La experiencia fue también asistir a la pinacoteca como si fuera una casa, una rutina. Escuchar sus sonidos, reconocer sus olores, familiarizarse con los vigilantes («algunos saben más que muchos expertos», dice Maier), descubrir pasillos cerrados al público, colarse de vez en cuando en un taller de restauración. «El Prado no es solo lo que se cuelga en las paredes. Hay una vida secreta, cotidiana, silenciosa, que late debajo de las salas. Y eso también quería contarlo». ‘Cuaderno del Prado’ trata también sobre el tiempo, la atención, la observación, y sobre las personas. Los visitantes aparecen dibujados con tanto cuidado como los cuadros, hay niños sentados por estar en una excursión, turistas que se confunden de sala, señoras que se persignan delante de una Virgen, jubilados que se sientan cada tarde en el mismo banco.
Maier se permite decir que los cuadros de Rafael le dan «pereza por ser tan perfectos», que Rubens «pintaba tanto que se queda desigual», y que «no puede soportar», a su Duque de Lerma. Ella, diciendo esto, permanece calmada: «Todo el mundo tiene manía a algún cuadro, pero parece que soy la única que no tiene miedo a decirlo». Pero lo hace desde una honestidad gozosa. El arte, dice, también puede hacernos reír. «Hay cuadros que son graciosos, grotescos, desproporcionados. Los artistas eran humanos. Algunos incluso tenían sentido del humor».
Entender sin visitar es… ¿imposible?
Ximena tiene a sus favoritos: «Velázquez es glorioso», dice con entusiasmo, como si acabara de volver de ver ‘Las Meninas’. De hecho, le ocurre algo curioso con ese cuadro: si lo tiene delante, no puede pensar en otra cosa. «Si estuviéramos haciendo esta entrevista en la sala 12, donde están Las Meninas, no podría mantener la atención. Se me irían los ojos.
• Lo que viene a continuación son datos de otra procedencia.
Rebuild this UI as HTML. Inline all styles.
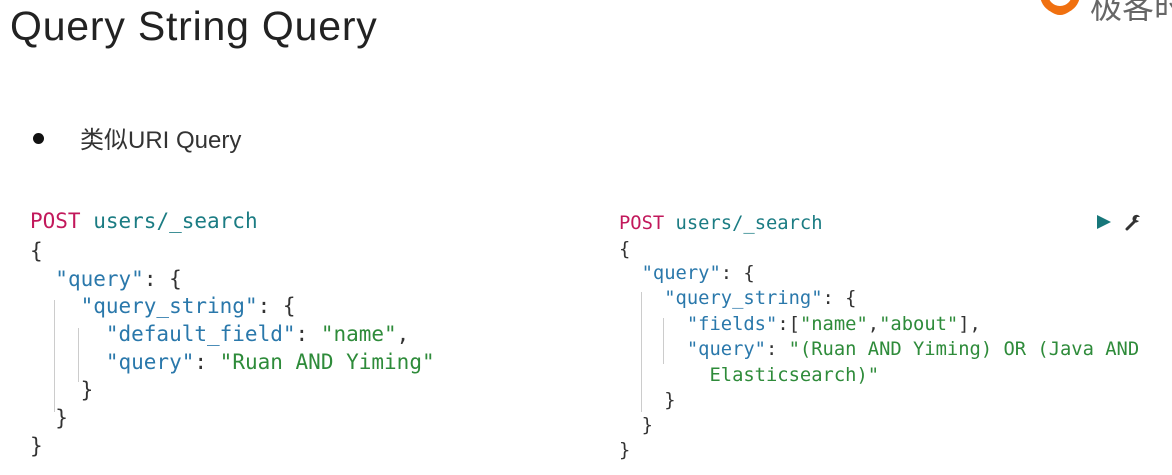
<!DOCTYPE html>
<html><head><meta charset="utf-8"><style>
body{margin:0;width:1172px;height:475px;background:#fff;overflow:hidden;position:relative;font-family:"Liberation Sans","Noto Sans CJK SC",sans-serif}
.t{position:absolute;left:10px;top:3px;font-size:41px;color:#222;letter-spacing:0.8px}
.b{position:absolute;left:33px;top:133px;width:11px;height:11px;border-radius:50%;background:#111}
.bt{position:absolute;left:80px;top:120px;font-size:24px;color:#333}
.c{position:absolute;font-family:"DejaVu Sans Mono","Liberation Mono",monospace;white-space:pre;color:#333}
.l{font-size:21px;left:30px}
.r{font-size:18.8px;left:619px}
.p{color:#c2185b}.u{color:#1b7c83}.k{color:#2a78ab}.s{color:#2e8b3a}
.g{position:absolute;width:1px;background:#ccc}
.logo{position:absolute;left:1040px;top:-14px}
</style></head><body>
<div class="t">Query String Query</div>
<div class="b"></div><div class="bt">类似URI Query</div>
<div class="logo"><svg width="40" height="42" viewBox="0 0 40 42"><path d="M4 8 A16 16 0 0 0 36 8" stroke="#f07010" stroke-width="8" fill="none"/><path d="M12 24 Q20 30 28 24" stroke="#f07010" stroke-width="4" fill="none"/></svg></div>
<div style="position:absolute;left:1090px;top:-18px;font-size:32px;color:#666;white-space:nowrap;font-family:'Noto Sans CJK SC',sans-serif">极客时</div>

<div class="c l" style="top:209px"><span class="p">POST</span> <span class="u">users/_search</span></div>
<div class="c l" style="top:239px">{</div>
<div class="c l" style="top:267px">  <span class="k">"query"</span>: {</div>
<div class="c l" style="top:294px">    <span class="k">"query_string"</span>: {</div>
<div class="c l" style="top:322px">      <span class="k">"default_field"</span>: <span class="s">"name"</span>,</div>
<div class="c l" style="top:350px">      <span class="k">"query"</span>: <span class="s">"Ruan AND Yiming"</span></div>
<div class="c l" style="top:378px">    }</div>
<div class="c l" style="top:406px">  }</div>
<div class="c l" style="top:434px">}</div>
<div class="g" style="left:54px;top:300px;height:112px"></div>
<div class="g" style="left:78px;top:328px;height:54px"></div>

<div class="c r" style="top:213px"><span class="p">POST</span> <span class="u">users/_search</span></div>
<div class="c r" style="top:239px">{</div>
<div class="c r" style="top:263px">  <span class="k">"query"</span>: {</div>
<div class="c r" style="top:288px">    <span class="k">"query_string"</span>: {</div>
<div class="c r" style="top:314px">      <span class="k">"fields"</span>:[<span class="s">"name"</span>,<span class="s">"about"</span>],</div>
<div class="c r" style="top:339px">      <span class="k">"query"</span>: <span class="s">"(Ruan AND Yiming) OR (Java AND</span></div>
<div class="c r" style="top:365px"><span class="s">        Elasticsearch)"</span></div>
<div class="c r" style="top:390px">    }</div>
<div class="c r" style="top:415px">  }</div>
<div class="c r" style="top:440px">}</div>
<div class="g" style="left:641px;top:292px;height:120px"></div>
<div class="g" style="left:663px;top:318px;height:46px"></div>

<svg style="position:absolute;left:1096px;top:214px" width="16" height="16" viewBox="0 0 16 16"><path d="M1 1 L15 8 L1 15Z" fill="#17777a"/></svg>
<svg style="position:absolute;left:1125px;top:213px" width="18" height="18" viewBox="0 0 18 18"><path d="M2 16 L10 8" stroke="#333" stroke-width="3" stroke-linecap="round"/><path d="M9 9 A4 4 0 1 1 15 4 L12 4 L11 7 L14 8 A4 4 0 0 1 9 9Z" fill="#333"/></svg>
</body></html>
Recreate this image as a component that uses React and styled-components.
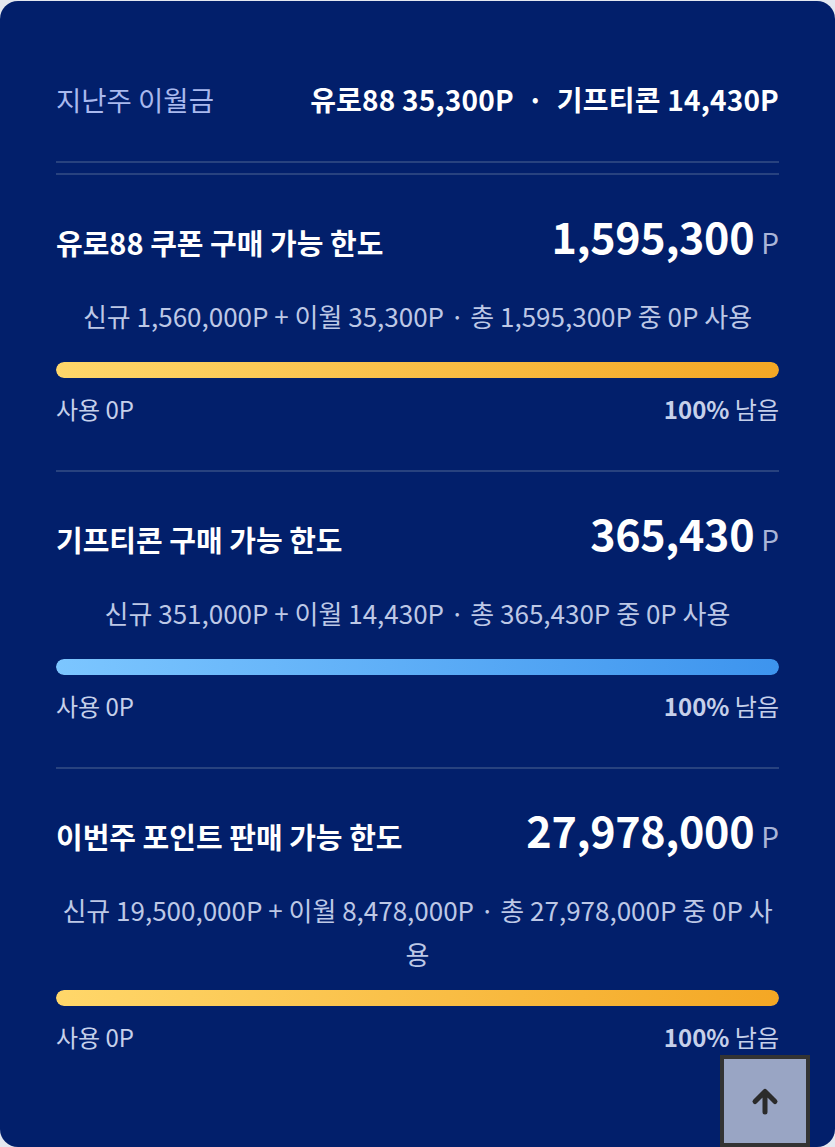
import React from "react";
import styled, { createGlobalStyle } from "styled-components";

const GlobalStyle = createGlobalStyle`
  html, body {
    margin: 0;
    padding: 0;
    background: #e4e8f0;
    font-family: "Noto Sans CJK KR", "Noto Sans", sans-serif;
  }
  * { box-sizing: border-box; }
`;

const Card = styled.div`
  margin-top: 1px;
  min-height: 1146px;
  background: #021f6b;
  border-radius: 18px;
  padding: 0 56px 40px;
`;

const Header = styled.div`
  display: flex;
  align-items: center;
  justify-content: space-between;
  padding: 80px 0 44px;
  line-height: 36px;
  border-bottom: 2px solid #28427f;
`;

const HeaderLabel = styled.span`
  font-size: 27.5px;
  color: #a9b9ee;
`;

const HeaderValue = styled.span`
  font-size: 28px;
  font-weight: 700;
  color: #ffffff;
  white-space: pre;
  letter-spacing: 0.2px;
`;

const Sections = styled.div`
  margin-top: 10px;
`;

const Section = styled.section`
  border-top: 2px solid #28427f;
  padding: 37px 0 46px;
`;

const TitleRow = styled.div`
  display: flex;
  align-items: center;
  justify-content: space-between;
  height: 60px;
`;

const Title = styled.h3`
  margin: 0;
  font-size: 29px;
  font-weight: 700;
  color: #ffffff;
`;

const Amount = styled.div`
  display: flex;
  align-items: baseline;
  color: #ffffff;
  line-height: 1;
  margin-top: -14px;
`;

const AmountNum = styled.span`
  font-size: 43px;
  font-weight: 700;
  letter-spacing: -0.3px;
`;

const AmountUnit = styled.span`
  font-size: 28px;
  color: #a9b5d8;
  margin-left: 7px;
`;

const Sub = styled.p`
  margin: 22px 0 0;
  text-align: center;
  font-size: 26px;
  line-height: 44px;
  color: #bdc8e6;
  letter-spacing: 0;
`;

const Track = styled.div`
  margin-top: ${(p) => p.$gap}px;
  height: 16px;
  border-radius: 8px;
  background: #1a3578;
  overflow: hidden;
`;

const Fill = styled.div`
  height: 100%;
  border-radius: 8px;
  background: ${(p) =>
    p.$tone === "blue"
      ? "linear-gradient(90deg, #7cc6ff 0%, #3d94ee 100%)"
      : "linear-gradient(90deg, #ffd76a 0%, #f4a724 100%)"};
`;

const Labels = styled.div`
  display: flex;
  justify-content: space-between;
  margin-top: 16px;
  line-height: 30px;
  font-size: 24px;
  color: #c6d0ea;
`;

const Strong = styled.b`
  font-weight: 700;
`;

const TopButton = styled.button`
  position: fixed;
  right: 25px;
  bottom: 0;
  width: 90px;
  height: 92px;
  border: 4px solid #333333;
  background: rgba(255, 255, 255, 0.6);
  display: flex;
  align-items: center;
  justify-content: center;
  padding: 0;
  cursor: pointer;
`;

const sections = [
  {
    title: "유로88 쿠폰 구매 가능 한도",
    amount: "1,595,300",
    sub: "신규 1,560,000P + 이월 35,300P · 총 1,595,300P 중 0P 사용",
    tone: "gold",
    gap: 24,
  },
  {
    title: "기프티콘 구매 가능 한도",
    amount: "365,430",
    sub: "신규 351,000P + 이월 14,430P · 총 365,430P 중 0P 사용",
    tone: "blue",
    gap: 24,
  },
  {
    title: "이번주 포인트 판매 가능 한도",
    amount: "27,978,000",
    sub: "신규 19,500,000P + 이월 8,478,000P · 총 27,978,000P 중 0P 사용",
    tone: "gold",
    gap: 14,
  },
];

export default function App() {
  return (
    <>
      <GlobalStyle />
      <Card>
        <Header>
          <HeaderLabel>지난주 이월금</HeaderLabel>
          <HeaderValue>유로88 35,300P  ·  기프티콘 14,430P</HeaderValue>
        </Header>
        <Sections>
          {sections.map((s) => (
            <Section key={s.title}>
              <TitleRow>
                <Title>{s.title}</Title>
                <Amount>
                  <AmountNum>{s.amount}</AmountNum>
                  <AmountUnit>P</AmountUnit>
                </Amount>
              </TitleRow>
              <Sub>{s.sub}</Sub>
              <Track $gap={s.gap}>
                <Fill $tone={s.tone} style={{ width: "100%" }} />
              </Track>
              <Labels>
                <span>사용 0P</span>
                <span>
                  <Strong>100%</Strong> 남음
                </span>
              </Labels>
            </Section>
          ))}
        </Sections>
      </Card>
      <TopButton aria-label="맨 위로">
        <svg width="32" height="32" viewBox="0 0 32 32" fill="none">
          <path
            d="M16 27V7M6 16.5L16 6.5l10 10"
            stroke="#2b2b2b"
            strokeWidth="5"
            strokeLinecap="round"
            strokeLinejoin="round"
          />
        </svg>
      </TopButton>
    </>
  );
}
Es como tener un fuego artificial en la cara todo el rato. Precioso, pero no puedes vivir así».
Y en ese mirar, claro, están Goya y Velázquez. «El Prado no es un museo completista, pero lo que tiene, lo tiene en profundidad. Y con Goya y Velázquez ocurre eso: si no los has visto aquí, no los entiendes. Hasta que no ves cómo Velázquez coloca una pincelada, o cómo Goya te agarra por la solapa con una historia… no los comprendes», dice Maier, sin titubear ni un solo segundo. «Velázquez es la técnica llevada al límite. Y Goya al contrario, a veces pinta mal. Pero eso también es lo que le da potencia».
¿Se puede ver mal un museo? ¿Se puede mirar mal el arte? «Eso es justo lo que hay que desterrar. A veces puedes venir solo a pasear, o a mirar a la gente, o a tomar un café en mitad del recorrido. No hace falta que te encante el arte para que la visita merezca la pena. Yo, por ejemplo, odio ir de compras. Pero intento sacarle algo. Con los museos pasa igual. No tienes que entenderlo todo, ni emocionarte siempre. Basta con estar». Y estar, a veces, puede ser solo un rato. «Dos horas son una eternidad si sabes mirar. El propio museo sugiere un recorrido de 45 minutos para ver las obras maestras. Y está bien. Es como un capítulo de una serie». En su libro propone su propio itinerario: menos encorsetado, más fluido. «No es el clásico recorrido de obras maestras. Prefiero que veas bien una parte. Puedes pasarte 45 minutos viendo solo Goya y Velázquez y te vas a casa con una sonrisa».
Niños que no dejan de dibujar
La conversación vuelve una y otra vez al dibujo. Para Maier, dibujar y mirar son una sola cosa. «Si tú estás delante de un cuadro y yo te digo ‘míralo tres minutos’, a los 40 segundos ya estás inquieto. Pero si te doy un lápiz y te pido que lo dibujes, de pronto estás diez minutos mirando un detalle, una sombra, una línea. Dibujar obliga a mirar con atención. Es una forma de anclarte al presente».
Eso la lleva a hablar del próximo libro en el que está trabajando: un cuaderno sobre su casa. «Después de tanto mirar lo sublime, he decidido mirarme a mí misma. Me he mudado al campo, me he vuelto ceramista. El libro será sobre esa transformación». Dice que los ilustradores son niños que nunca dejaron de dibujar. Que todos dibujamos de pequeños, y que los que se dedican a esto, simplemente siguieron. Lo tuvo claro muy pronto. «Recuerdo un momento en el que me di cuenta de que los dibujos de los cuentos los había hecho alguien. Y pensé: yo quiero ser esa persona». Hoy, esa persona tiene una credencial que le permite pasear sola por el museo cuando aún está vacío. Tiene dibujos de plumas de avestruz, perros barrocos, angelotes con panza, miradas perdidas. Tiene, sobre todo, una forma de mirar que no busca deslumbrar, sino invitar. Como quien entra en una sala, se sienta frente a un cuadro, y empieza a dibujar. Sin más.